Triggers can be filtered by label names, and more. These filters compile into guarded if: conditions that ensure the workflow only runs when the specified criteria are met, while allowing other events to pass through unaffected.

Filter issue and pull request triggers by label names using the names: field. Unlike label_command, the label stays on the item after the workflow runs.

on:
issues:
types: [labeled, unlabeled]
names: [bug, critical, security]

Use convenient shorthand for label-based triggers:

on: issue labeled bug
on: issue labeled bug, enhancement, priority-high # Multiple labels
on: pull_request labeled needs-review, ready-to-merge

All shorthand formats compile to standard GitHub Actions syntax and automatically include the workflow_dispatch trigger. Supported for issue, pull_request, and discussion events. See LabelOps workflows for automation examples.

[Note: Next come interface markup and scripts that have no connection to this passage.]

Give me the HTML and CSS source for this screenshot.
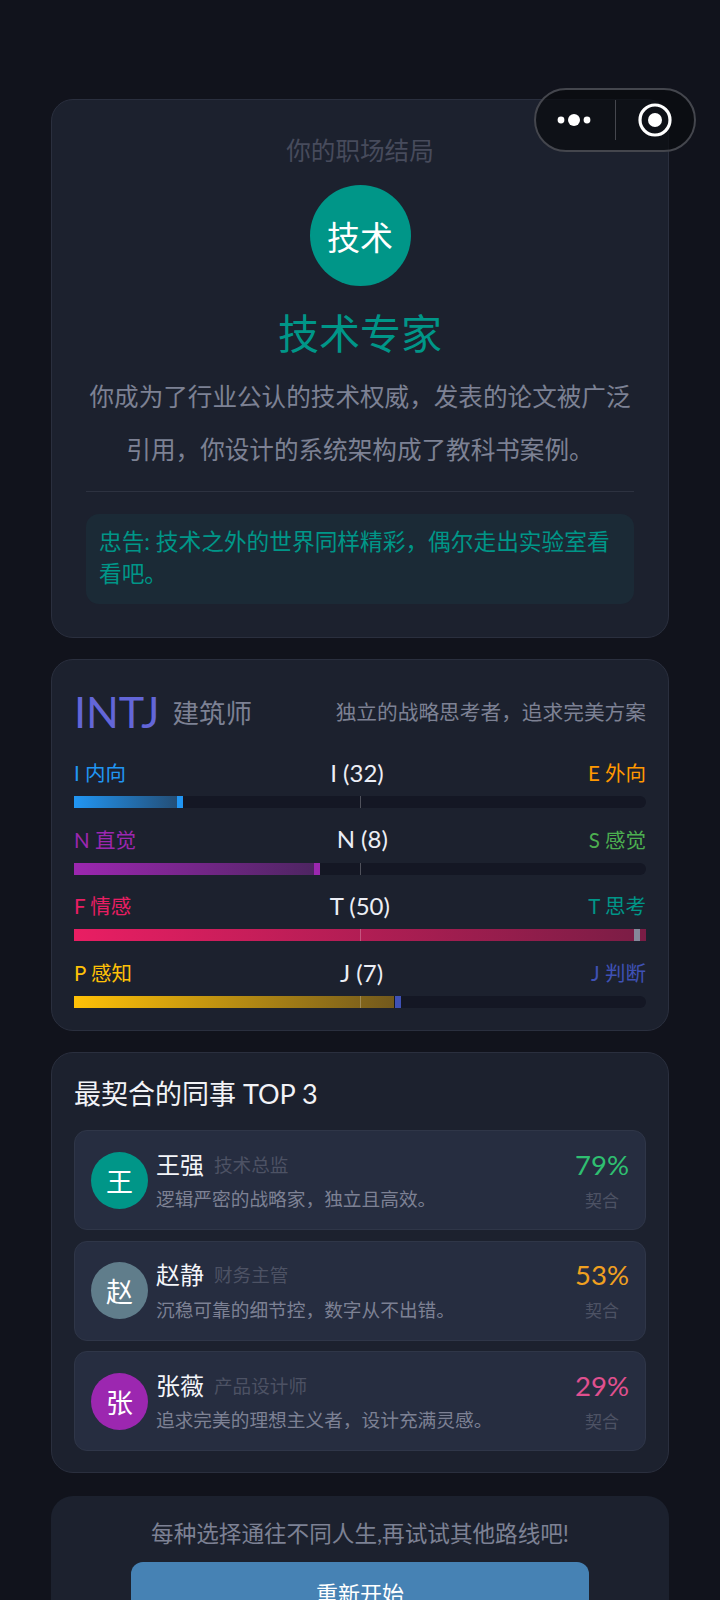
FILE: index.html
```html
<!DOCTYPE html>
<html lang="zh">
<head>
<meta charset="utf-8">
<title>职场结局</title>
<link rel="stylesheet" href="styles.css">
</head>
<body>
<div class="capsule">
  <svg class="cap-dots" width="40" height="16" viewBox="0 0 40 16"><circle cx="7" cy="8" r="3.4"/><circle cx="20" cy="8" r="6"/><circle cx="33" cy="8" r="3.4"/></svg>
  <span class="cap-line"></span>
  <svg class="cap-target" width="36" height="36" viewBox="0 0 36 36"><circle cx="18" cy="18" r="15" class="ring"/><circle cx="18" cy="18" r="7" class="core"/></svg>
</div>
<main class="page">
  <section class="card ending">
    <p class="ending-label">你的职场结局</p>
    <div class="ending-badge">技术</div>
    <h1 class="ending-title">技术专家</h1>
    <p class="ending-desc">你成为了行业公认的技术权威，发表的论文被广泛引用，你设计的系统架构成了教科书案例。</p>
    <div class="divider"></div>
    <p class="advice">忠告: 技术之外的世界同样精彩，偶尔走出实验室看看吧。</p>
  </section>

  <section class="card mbti">
    <header class="mbti-head">
      <span class="mbti-type">INTJ</span>
      <span class="mbti-name">建筑师</span>
      <span class="mbti-desc">独立的战略思考者，追求完美方案</span>
    </header>
    <div class="dim">
      <div class="dim-labels"><span class="c-blue">I 内向</span><span class="dim-value">I (32)</span><span class="c-orange">E 外向</span></div>
      <div class="track"><div class="fill f-blue" style="width:19%"></div><i class="tick"></i><i class="mark m-blue" style="left:18%"></i></div>
    </div>
    <div class="dim">
      <div class="dim-labels"><span class="c-purple">N 直觉</span><span class="dim-value">N (8)</span><span class="c-green">S 感觉</span></div>
      <div class="track"><div class="fill f-purple" style="width:43%"></div><i class="tick"></i><i class="mark m-purple" style="left:42%"></i></div>
    </div>
    <div class="dim">
      <div class="dim-labels"><span class="c-red">F 情感</span><span class="dim-value">T (50)</span><span class="c-teal">T 思考</span></div>
      <div class="track"><div class="fill f-red" style="width:100%"></div><i class="tick"></i><i class="mark m-grey" style="left:97.9%"></i></div>
    </div>
    <div class="dim">
      <div class="dim-labels"><span class="c-yellow">P 感知</span><span class="dim-value">J (7)</span><span class="c-indigo">J 判断</span></div>
      <div class="track"><div class="fill f-yellow" style="width:56%"></div><i class="tick"></i><i class="mark m-indigo" style="left:56.1%"></i></div>
    </div>
  </section>

  <section class="card peers">
    <h2 class="peers-title">最契合的同事 TOP 3</h2>
    <div class="peer">
      <div class="avatar a-teal">王</div>
      <div class="peer-body">
        <div class="peer-head"><span class="peer-name">王强</span><span class="peer-role">技术总监</span></div>
        <p class="peer-desc">逻辑严密的战略家，独立且高效。</p>
      </div>
      <div class="peer-score"><span class="pct p-green">79%</span><span class="pct-label">契合</span></div>
    </div>
    <div class="peer">
      <div class="avatar a-grey">赵</div>
      <div class="peer-body">
        <div class="peer-head"><span class="peer-name">赵静</span><span class="peer-role">财务主管</span></div>
        <p class="peer-desc">沉稳可靠的细节控，数字从不出错。</p>
      </div>
      <div class="peer-score"><span class="pct p-orange">53%</span><span class="pct-label">契合</span></div>
    </div>
    <div class="peer">
      <div class="avatar a-purple">张</div>
      <div class="peer-body">
        <div class="peer-head"><span class="peer-name">张薇</span><span class="peer-role">产品设计师</span></div>
        <p class="peer-desc">追求完美的理想主义者，设计充满灵感。</p>
      </div>
      <div class="peer-score"><span class="pct p-pink">29%</span><span class="pct-label">契合</span></div>
    </div>
  </section>

  <section class="card retry">
    <p class="retry-text">每种选择通往不同人生,再试试其他路线吧!</p>
    <button class="retry-btn">重新开始</button>
  </section>
</main>
</body>
</html>
```
FILE: styles.css
```css
* { box-sizing: border-box; }
html, body { margin: 0; padding: 0; }
body {
  width: 720px;
  background: #11131c;
  font-family: Lato, "Noto Sans CJK SC", sans-serif;
  color: #fff;
  position: relative;
}
p, h1, h2 { margin: 0; font-weight: 400; }

.capsule {
  position: absolute;
  left: 534px;
  top: 88px;
  width: 162px;
  height: 64px;
  border: 2px solid #44464d;
  border-radius: 32px;
  background: rgba(10, 11, 15, 0.72);
  display: flex;
  align-items: center;
  z-index: 5;
}
.cap-dots { margin-left: 18px; fill: #fff; }
.cap-line { width: 1px; height: 40px; background: #45474e; margin-left: 21px; margin-right: 21px; }
.cap-target .ring { fill: none; stroke: #fff; stroke-width: 3.2; }
.cap-target .core { fill: #fff; }

.page {
  padding: 99px 51px 0;
  display: flex;
  flex-direction: column;
  gap: 21px;
}
.card {
  background: #1c212e;
  border: 1.5px solid #2a2f3e;
  border-radius: 22px;
}

.ending {
  height: 539px;
  padding: 0 34px;
  display: flex;
  flex-direction: column;
  align-items: center;
}
.ending-label { margin-top: 33px; font-size: 24.6px; line-height: 36px; color: #474b5c; }
.ending-badge {
  margin-top: 16px;
  width: 101px;
  height: 101px;
  border-radius: 50%;
  background: #009688;
  font-size: 33px;
  display: flex;
  align-items: center;
  justify-content: center;
}
.ending-title { margin-top: 20px; font-size: 41px; line-height: 56px; color: #009688; }
.ending-desc { margin-top: 8px; font-size: 24.6px; line-height: 53px; color: #7d8194; text-align: center; }
.divider { align-self: stretch; height: 1px; background: #2d3240; margin-top: 15px; }
.advice {
  align-self: stretch;
  margin-top: 22px;
  padding: 12px 13px 15px;
  border-radius: 13px;
  background: #1b2a36;
  color: #009688;
  font-size: 22.7px;
  line-height: 31.5px;
}

.mbti { height: 372px; padding: 21px 22px 0; }
.mbti-head { display: flex; align-items: center; height: 60px; margin-bottom: 11px; }
.mbti-type { font-size: 43px; font-weight: 400; color: #6366d8; }
.mbti-name { margin-left: 13px; font-size: 26.5px; color: #7d8194; }
.mbti-desc { margin-left: auto; font-size: 20.7px; color: #7d8194; }

.dim { height: 66.7px; }
.dim-labels {
  display: flex;
  justify-content: space-between;
  align-items: center;
  height: 40px;
  font-size: 20.5px;
}
.dim-value { font-size: 24px; color: #eceef5; }
.track { position: relative; height: 12px; margin-top: 4px; background: #141724; border-radius: 0 6px 6px 0; }
.fill { height: 100%; }
.tick { position: absolute; left: 50%; top: 0; bottom: 0; width: 1px; background: rgba(255,255,255,0.25); }
.mark { position: absolute; top: 0; bottom: 0; width: 6px; }

.c-blue { color: #2196f3; }
.c-orange { color: #ff9800; }
.c-purple { color: #9c27b0; }
.c-green { color: #4caf50; }
.c-red { color: #e91e63; }
.c-teal { color: #009688; }
.c-yellow { color: #ffc107; }
.c-indigo { color: #3f51b5; }

.f-blue { background: linear-gradient(90deg, #2196f3, #244a6f); }
.f-purple { background: linear-gradient(90deg, #9c27b0, #4c2560); }
.f-red { background: linear-gradient(90deg, #e91e63, #7a1d45); }
.f-yellow { background: linear-gradient(90deg, #ffc107, #72591d); }
.m-blue { background: #2196f3; }
.m-purple { background: #9c27b0; }
.m-grey { background: #85889a; }
.m-indigo { background: #3f51b5; }

.peers { height: 421px; padding: 0 22px; display: flex; flex-direction: column; gap: 10.5px; }
.peers-title { font-size: 27px; line-height: 40px; margin: 21px 0 5.5px; color: #f2f3f7; }
.peer {
  height: 100px;
  flex: none;
  background: #262d40;
  border: 1.5px solid #2f3648;
  border-radius: 13px;
  padding: 0 16px;
  display: flex;
  align-items: center;
}
.avatar {
  width: 57px;
  height: 57px;
  border-radius: 50%;
  flex: none;
  display: flex;
  align-items: center;
  justify-content: center;
  font-size: 27px;
}
.a-teal { background: #009688; }
.a-grey { background: #607d8b; }
.a-purple { background: #9c27b0; }
.peer-body { margin: 0 0 4px 8px; flex: 1; }
.peer-head { display: flex; align-items: center; height: 42px; }
.peer-name { font-size: 24px; color: #f4f5f9; }
.peer-role { margin-left: 10px; font-size: 18.6px; color: #4d5264; }
.peer-desc { font-size: 18.7px; line-height: 30px; color: #7d8194; }
.peer-score { display: flex; flex-direction: column; align-items: center; }
.pct { font-size: 27.5px; font-weight: 400; line-height: 38px; }
.pct-label { margin-top: 3px; font-size: 17px; line-height: 28px; color: #4d5264; }
.p-green { color: #2fbf71; }
.p-orange { color: #f0a020; }
.p-pink { color: #e0508f; }

.retry {
  height: 130px;
  margin-top: 2px;
  border: none;
  display: flex;
  flex-direction: column;
  align-items: center;
}
.retry-text { margin-top: 21px; font-size: 22.6px; line-height: 34px; color: #7d8194; }
.retry-btn {
  margin-top: 11px;
  width: 458px;
  height: 60px;
  flex: none;
  border: none;
  border-radius: 12px;
  background: #4682b4;
  color: #fff;
  font-family: inherit;
  font-size: 22px;
}
```
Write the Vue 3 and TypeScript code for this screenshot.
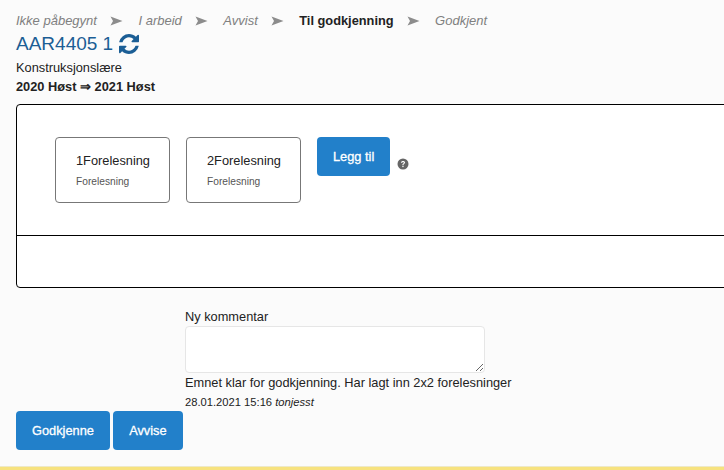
<script setup lang="ts">
const stages = [
  { name: 'Ikke påbegynt', active: false },
  { name: 'I arbeid', active: false },
  { name: 'Avvist', active: false },
  { name: 'Til godkjenning', active: true },
  { name: 'Godkjent', active: false },
]
const cards = ['1Forelesning', '2Forelesning']
</script>

<template>
  <div class="page">
    <div class="stages">
      <template v-for="(s, i) in stages" :key="s.name">
        <span :class="s.active ? 'stage active' : 'stage'">{{ s.name }}</span>
        <svg v-if="i < stages.length - 1" class="arrow" width="13" height="10" viewBox="0 0 13 10">
          <path d="M0.5 0.5 L12.5 5 L0.5 9.5 L3 5 Z" fill="#8c8c8c" />
        </svg>
      </template>
    </div>
    <h1 class="title">
      AAR4405 1
      <svg class="refresh" width="20" height="20" viewBox="0 0 1536 1536">
        <path fill="#1b5e95" d="M1511 928q0 5-1 7-64 268-268 434.500t-478 166.500q-146 0-282.500-55t-243.500-157l-129 129q-19 19-45 19t-45-19-19-45v-448q0-26 19-45t45-19h448q26 0 45 19t19 45-19 45l-137 137q71 66 161 102t187 36q134 0 250-65t186-179q11-17 53-117 8-23 30-23h192q13 0 22.500 9.500t9.500 22.500zM1536 128v448q0 26-19 45t-45 19h-448q-26 0-45-19t-19-45 19-45l138-138q-148-137-349-137-134 0-250 65t-186 179q-11 17-53 117-8 23-30 23h-199q-13 0-22.500-9.500t-9.500-22.500v-7q65-268 270-434.500t480-166.500q146 0 284 55.500t245 156.500l130-129q19-19 45-19t45 19 19 45z" />
      </svg>
    </h1>
    <div class="course">Konstruksjonslære</div>
    <div class="semester">2020 Høst ⇒ 2021 Høst</div>

    <div class="panel">
      <div class="panel-top">
        <div v-for="c in cards" :key="c" class="card">
          <div class="card-title">{{ c }}</div>
          <div class="card-sub">Forelesning</div>
        </div>
        <button class="btn add">Legg til</button>
        <svg class="help" width="12" height="12" viewBox="0 0 12 12">
          <circle cx="6" cy="6" r="5.5" fill="#666" />
          <path d="M3.9 4.6 C4 3.4 4.9 2.9 6 2.9 C7.2 2.9 8.1 3.6 8.1 4.6 C8.1 5.9 6.5 5.9 6.5 7.1 H5.3 C5.3 5.4 6.8 5.4 6.8 4.7 C6.8 4.3 6.5 4.1 6 4.1 C5.5 4.1 5.2 4.3 5.1 4.9 Z" fill="#fbfbfb" />
          <rect x="5.3" y="7.7" width="1.3" height="1.4" fill="#fbfbfb" />
        </svg>
      </div>
      <div class="panel-bottom"></div>
    </div>

    <div class="comments">
      <label class="comment-label">Ny kommentar</label>
      <textarea class="comment-box"></textarea>
      <div class="comment-text">Emnet klar for godkjenning. Har lagt inn 2x2 forelesninger</div>
      <div class="comment-meta">28.01.2021 15:16 <em>tonjesst</em></div>
    </div>

    <div class="actions">
      <button class="btn">Godkjenne</button>
      <button class="btn reject">Avvise</button>
    </div>
  </div>
  <div class="footer"></div>
</template>

<style>
html, body { margin: 0; overflow: hidden; background: #fbfbfb; }
</style>

<style scoped>
.page {
  box-sizing: border-box;
  height: 466px;
  width: 724px;
  padding: 13px 0 0 16px;
  overflow: hidden;
  font-family: "Liberation Sans", Arial, sans-serif;
  color: #222;
}
.stages {
  display: flex;
  align-items: center;
  height: 15px;
  font-size: 13px;
  line-height: 15px;
}
.stage { font-style: italic; color: #808080; }
.stage.active { font-style: normal; font-weight: 700; color: #222; font-size: 12.8px; }
.arrow { margin: 0 15px 0 13.5px; }
.title {
  display: flex;
  align-items: center;
  gap: 6px;
  margin: 4px 0 0;
  height: 24px;
  font-size: 19px;
  font-weight: 400;
  line-height: 24px;
  color: #1b5e95;
}
.refresh { flex: none; }
.course { margin-top: 2px; font-size: 12.8px; line-height: 19px; }
.semester { font-size: 12.8px; line-height: 19px; font-weight: 700; }
.panel {
  box-sizing: border-box;
  width: 760px;
  height: 184px;
  margin-top: 8px;
  background: #fff;
  border: 1px solid #000;
  border-radius: 4px;
}
.panel-top {
  display: flex;
  align-items: flex-start;
  gap: 16px;
  box-sizing: border-box;
  height: 131px;
  padding: 32px 0 0 38px;
  border-bottom: 1px solid #000;
}
.panel-bottom { height: 51px; }
.card {
  box-sizing: border-box;
  width: 115px;
  height: 66px;
  padding: 14px 20px 0;
  border: 1px solid #777;
  border-radius: 4px;
}
.card-title { font-size: 12.8px; line-height: 17px; }
.card-sub { margin-top: 7px; font-size: 10.2px; line-height: 12px; color: #555; }
.btn {
  box-sizing: border-box;
  height: 39px;
  padding: 0 16px;
  background: #2280ca;
  border: 0;
  border-radius: 4px;
  color: #fff;
  font-family: inherit;
  font-size: 12.8px;
  font-weight: 400;
  -webkit-text-stroke: 0.3px #fff;
}
.reject { width: 70px; padding: 0; }
.add { margin-right: -9px; }
.help { margin-top: 21px; }
.comments {
  display: flex;
  flex-direction: column;
  align-items: flex-start;
  margin: 21px 0 0 169px;
}
.comment-label { font-size: 12.8px; line-height: 16px; }
.comment-box {
  box-sizing: border-box;
  display: block;
  width: 300px;
  height: 47px;
  margin: 1px 0 0;
  padding: 4px;
  background: #fff;
  border: 1px solid #e6e6e6;
  border-radius: 4px;
  outline: 0;
}
.comment-text { margin-top: 2px; font-size: 12.8px; line-height: 16px; }
.comment-meta { margin-top: 4px; font-size: 11.2px; line-height: 14px; }
.actions { display: flex; gap: 3px; margin-top: 2px; }
.footer {
  height: 4px;
  background: #f7e27e;
  border-top: 1px solid #eee9c8;
  box-sizing: border-box;
}
</style>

For conditions that can be expressed directly with GitHub Actions context, use if: without a custom job:

---
on:
pull_request:
types: [opened, synchronize]
if: github.event.pull_request.draft == false
---

Filtering with Search Queries (skip-if-match:, skip-if-no-match:)

Section titled “Filtering with Search Queries (skip-if-match:, skip-if-no-match:)”

For conditions based on GitHub search results, use skip-if-match: or skip-if-no-match: in the on: section. These accept standard GitHub search query syntax and produce the same skipped-not-failed behavior.

Filtering by Repository Access Roles (on.roles:, on.skip-roles:)

Section titled “Filtering by Repository Access Roles (on.roles:, on.skip-roles:)”

Controls who can trigger agentic workflows based on repository permission level. Defaults to [admin, maintainer, write]. Use skip-roles: to exempt team members from checks that should only apply to external contributors.

on:
issues:
types: [opened]
roles: [admin, maintainer, write] # Default; use `all` to allow any user (! caution)
# skip-roles: [admin, maintainer, write]

Available roles: admin, maintainer/maintain, write, triage, read, all. Workflows with unsafe triggers (push, issues, pull_request) automatically enforce permission checks. Failed checks cancel the workflow with a warning.

Filtering by Bot (on.bots:, on.skip-bots:)

Section titled “Filtering by Bot (on.bots:, on.skip-bots:)”

Configure which GitHub bot accounts can trigger workflows — useful for allowing specific automation bots while maintaining security controls. Use skip-bots: for the inverse:

on:
issues:
types: [opened]
bots: ["dependabot[bot]", "renovate[bot]", "agentic-workflows-dev[bot]"]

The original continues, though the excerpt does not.